Can the dislocation persist forever? What would close it?

It can persist for a very long time. Discounts for perceived risk are sticky. A sustained closure would likely need a combination of: 1) Multiple years of flawless execution at new overseas fabs (Arizona, Japan), proving operational resilience. 2) A tangible reduction in regional political tension, which is largely out of TSMC's control. 3) A major technological stumble by a competitor like Intel, making TSMC's lead undeniably irreplaceable. It's less about one earnings beat and more about a gradual shift in the long-term risk perception.

As a retail investor, is the TSMC ADR or an ETF like SMH a better way to handle this?

It depends on your conviction. The ADR gives you pure exposure. You feel every tremor of the dislocation directly. An ETF like the VanEck Semiconductor ETF (SMH), where TSMC is a top holding, dilutes the specific TSMC geopolitical risk with exposure to US-based designers and equipment companies. It's a smoother ride. If you believe you can tolerate the volatility and want to bet specifically on the dislocation resolving, the ADR is the tool. If you want semiconductor exposure with a side of TSMC, the ETF is a simpler choice. I use both for different purposes in my portfolio.

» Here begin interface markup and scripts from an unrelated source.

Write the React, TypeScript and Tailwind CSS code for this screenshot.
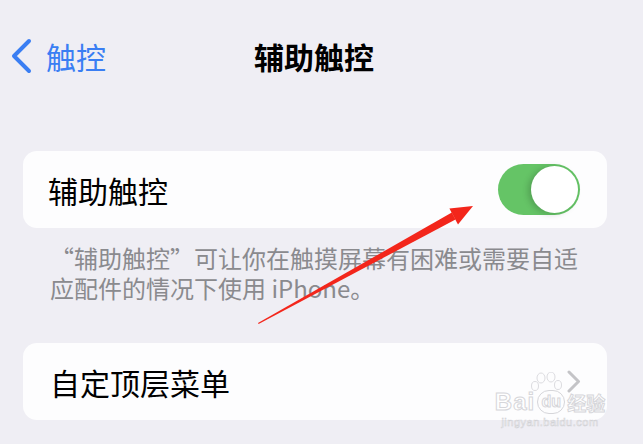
import React from "react";

function Toggle({ on }: { on: boolean }) {
  return (
    <div
      className={`w-[82px] h-[51px] rounded-full p-[2px] flex ${
        on ? "bg-[#65c466] justify-end" : "bg-[#e9e9eb] justify-start"
      }`}
    >
      <div className="w-[47px] h-[47px] rounded-full bg-white shadow-[-3px_1px_6px_rgba(0,0,0,0.18)]" />
    </div>
  );
}

function Chevron({ className }: { className?: string }) {
  return (
    <svg width="14" height="23" viewBox="0 0 14 23" className={className}>
      <path d="M2 2 L11.5 11.5 L2 21" fill="none" stroke="currentColor" strokeWidth="3" strokeLinecap="round" strokeLinejoin="round" />
    </svg>
  );
}

function RedArrow() {
  // annotation drawn on top of the screenshot
  return (
    <svg width="643" height="444" className="absolute inset-0 pointer-events-none">
      <polygon points="258,323 258.6,324 455.5,219.5 451.8,212.6" fill="#f3261b" />
      <polygon points="473,206 458,224.4 449.4,208.6" fill="#f3261b" />
    </svg>
  );
}

function Watermark() {
  return (
    <div className="absolute left-[490px] top-[372px] w-[120px] pointer-events-none flex flex-col items-center">
      <svg width="40" height="24" viewBox="0 0 40 24" className="ml-[-6px] mb-[-6px]">
        <g fill="none" stroke="#dcdce0" strokeWidth="1">
          <ellipse cx="14" cy="6" rx="4" ry="5" />
          <ellipse cx="24" cy="5" rx="4" ry="5" />
          <ellipse cx="8" cy="14" rx="3.5" ry="4.5" />
          <ellipse cx="31" cy="13" rx="3.5" ry="4.5" />
        </g>
      </svg>
      <div className="flex items-end leading-none font-['Liberation_Sans','Noto_Sans_CJK_SC',sans-serif] text-white [-webkit-text-stroke:1px_#d6d6da]">
        <span className="text-[24px] font-bold tracking-[1px]">Bai</span>
        <span className="mx-[2px] w-[28px] h-[24px] rounded-full border border-[#d6d6da] text-[16px] font-bold flex items-center justify-center">du</span>
        <span className="text-[19px] font-bold">经验</span>
      </div>
      <div className="mt-[3px] text-[11px] leading-none tracking-[0.5px] font-['Liberation_Sans',sans-serif] text-white [-webkit-text-stroke:0.6px_#d2d2d6]">
        jingyan.baidu.com
      </div>
    </div>
  );
}

export default function App() {
  return (
    <div className="relative w-[643px] h-[444px] overflow-hidden bg-[#efeef4] font-['Noto_Sans_CJK_SC',sans-serif]">
      {/* Nav bar */}
      <div className="mt-[28px] h-[56px] grid grid-cols-[1fr_auto_1fr] items-center pr-[15px]">
        <div className="flex items-center text-[#3a7ef3]">
          <svg width="24" height="36" viewBox="0 0 24 36" className="ml-[9px]">
            <path d="M20 3 L5 18 L20 33" fill="none" stroke="currentColor" strokeWidth="4" strokeLinecap="round" strokeLinejoin="round" />
          </svg>
          <span className="ml-[13px] text-[30px] leading-none">触控</span>
        </div>
        <div className="text-[30px] font-bold leading-none text-black">辅助触控</div>
        <div />
      </div>

      <div className="pl-[23px] w-[607px]">
        {/* Toggle row */}
        <div className="mt-[67px] h-[77px] rounded-[14px] bg-[#fdfdfe] flex items-center justify-between pl-[25px] pr-[27px]">
          <span className="text-[30px] leading-none text-black">辅助触控</span>
          <Toggle on />
        </div>

        <p className="mt-[15px] pl-[27px] text-[24px] leading-[30px] text-[#8a8a8e]">
          “辅助触控”可让你在触摸屏幕有困难或需要自适
          <br />
          应配件的情况下使用 iPhone。
        </p>

        {/* Custom top level menu */}
        <div className="mt-[40px] h-[77px] rounded-[14px] bg-[#fdfdfe] flex items-center justify-between pl-[27px] pr-[26px]">
          <span className="text-[30px] leading-none text-black">自定顶层菜单</span>
          <Chevron className="text-[#c4c4c7]" />
        </div>
      </div>

      <RedArrow />
      <Watermark />
    </div>
  );
}
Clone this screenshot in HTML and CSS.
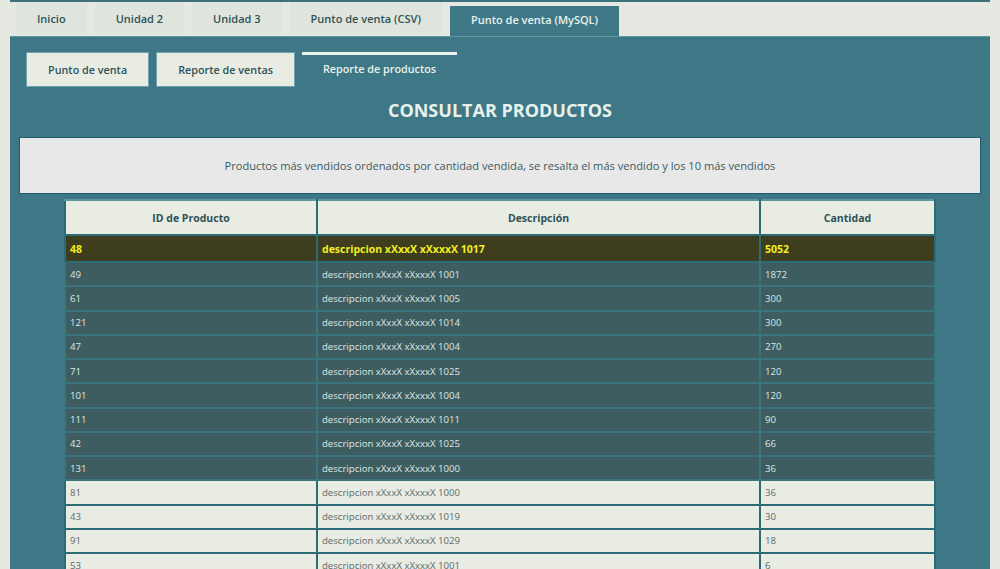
FILE: index.html
```html
<!DOCTYPE html>
<html lang="es">
<head>
<meta charset="utf-8">
<title>Reporte de productos</title>
<link rel="stylesheet" href="styles.css">
</head>
<body>
<div class="page">
  <nav class="tabs">
    <a class="tab">Inicio</a>
    <a class="tab">Unidad 2</a>
    <a class="tab">Unidad 3</a>
    <a class="tab">Punto de venta (CSV)</a>
    <a class="tab active">Punto de venta (MySQL)</a>
  </nav>
  <main class="panel">
    <nav class="subtabs">
      <a class="subtab">Punto de venta</a>
      <a class="subtab">Reporte de ventas</a>
      <a class="subtab active">Reporte de productos</a>
    </nav>
    <h1 class="title">CONSULTAR PRODUCTOS</h1>
    <div class="info">Productos más vendidos ordenados por cantidad vendida, se resalta el más vendido y los 10 más vendidos</div>
    <table class="report">
      <thead>
        <tr><th class="c1">ID de Producto</th><th class="c2">Descripción</th><th class="c3">Cantidad</th></tr>
      </thead>
      <tbody>
        <tr class="top1"><td>48</td><td>descripcion xXxxX xXxxxX 1017</td><td>5052</td></tr>
        <tr class="top10"><td>49</td><td>descripcion xXxxX xXxxxX 1001</td><td>1872</td></tr>
        <tr class="top10"><td>61</td><td>descripcion xXxxX xXxxxX 1005</td><td>300</td></tr>
        <tr class="top10"><td>121</td><td>descripcion xXxxX xXxxxX 1014</td><td>300</td></tr>
        <tr class="top10"><td>47</td><td>descripcion xXxxX xXxxxX 1004</td><td>270</td></tr>
        <tr class="top10"><td>71</td><td>descripcion xXxxX xXxxxX 1025</td><td>120</td></tr>
        <tr class="top10"><td>101</td><td>descripcion xXxxX xXxxxX 1004</td><td>120</td></tr>
        <tr class="top10"><td>111</td><td>descripcion xXxxX xXxxxX 1011</td><td>90</td></tr>
        <tr class="top10"><td>42</td><td>descripcion xXxxX xXxxxX 1025</td><td>66</td></tr>
        <tr class="top10"><td>131</td><td>descripcion xXxxX xXxxxX 1000</td><td>36</td></tr>
        <tr><td>81</td><td>descripcion xXxxX xXxxxX 1000</td><td>36</td></tr>
        <tr><td>43</td><td>descripcion xXxxX xXxxxX 1019</td><td>30</td></tr>
        <tr><td>91</td><td>descripcion xXxxX xXxxxX 1029</td><td>18</td></tr>
        <tr><td>53</td><td>descripcion xXxxX xXxxxX 1001</td><td>6</td></tr>
      </tbody>
    </table>
  </main>
</div>
</body>
</html>
```
FILE: styles.css
```css
html, body {
  margin: 0;
  padding: 0;
  background: #e6e9e1;
  font-family: "Open Sans", "Liberation Sans", sans-serif;
  height: 100%;
  overflow: hidden;
}
.page {
  margin: 0 10px;
  border-top: 2px solid #3b6f7b;
}
.tabs {
  display: flex;
  gap: 8px;
  padding: 1px 6px 0;
  height: 33px;
  align-items: flex-start;
}
.tab {
  display: block;
  height: 31px;
  line-height: 32px;
  padding: 0 21px;
  background: #dfe5dc;
  color: #2f5257;
  font-size: 11px;
  font-weight: 600;
}
.tab.active {
  margin-top: 3px;
  height: 30px;
  line-height: 28px;
  background: #3e7886;
  color: #e9f1ec;
}
.panel {
  background: #3e7886;
  border-top: 1px solid #5e96a2;
  padding: 15px 9px 0;
  height: 560px;
}
.subtabs {
  display: flex;
  gap: 7px;
  padding-left: 7px;
}
.subtab {
  display: block;
  height: 33px;
  line-height: 33px;
  padding: 0 21px;
  background: #e8ece3;
  border: 1px solid #6fa3ad;
  color: #2f5257;
  font-size: 10.8px;
  font-weight: 600;
}
.subtab.active {
  background: transparent;
  border: none;
  border-top: 3px solid #eef2ec;
  height: 32px;
  line-height: 28px;
  color: #e9f1ec;
}
.title {
  margin: 0;
  height: 50px;
  line-height: 47px;
  text-align: center;
  color: #e9f1ec;
  font-size: 18px;
  font-weight: 700;
}
.info {
  background: #e8e8e8;
  border: 1px solid #1f5f6b;
  height: 55px;
  line-height: 56px;
  text-align: center;
  color: #3c5a60;
  font-size: 11.1px;
}
.report {
  margin: 5px auto 0;
  width: 872px;
  border-collapse: collapse;
  font-size: 9.6px;
}
.report th, .report td {
  border: 2px solid #2c6c79;
  text-align: left;
  padding: 0 4px;
}
.report th {
  height: 33px;
  background: #e8ece3;
  color: #2f5257;
  font-size: 10.5px;
  font-weight: 700;
  text-align: center;
  border-top-color: #5e96a2;
}
.report .c1 { width: 242px; }
.report .c2 { width: 433px; }
.report td {
  height: 22.25px;
  background: #e8ece3;
  color: #5d6b6b;
}
.report tr.top10 td {
  background: #3e5d60;
  color: #dde8e4;
  border-color: #3b7380;
}
.report tr.top1 td {
  height: 25px;
  background: #3e3d1d;
  color: #f2f022;
  font-weight: 700;
  font-size: 10.5px;
}
```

The TSMC stock dislocation isn't a bug in the system; it's a feature of investing in a world-class company anchored in a complex geopolitical landscape. Recognizing it isn't about finding a simple buy signal. It's about framing your entire investment thesis: you're buying a phenomenal business at a price that assumes constant, elevated risk. Your job is to decide if that assumption is permanently pessimistic or prudently realistic. For me, watching their execution decade after decade, the scale tips toward the former. But that discount, that dislocation, is the price of admission—and the source of the potential opportunity.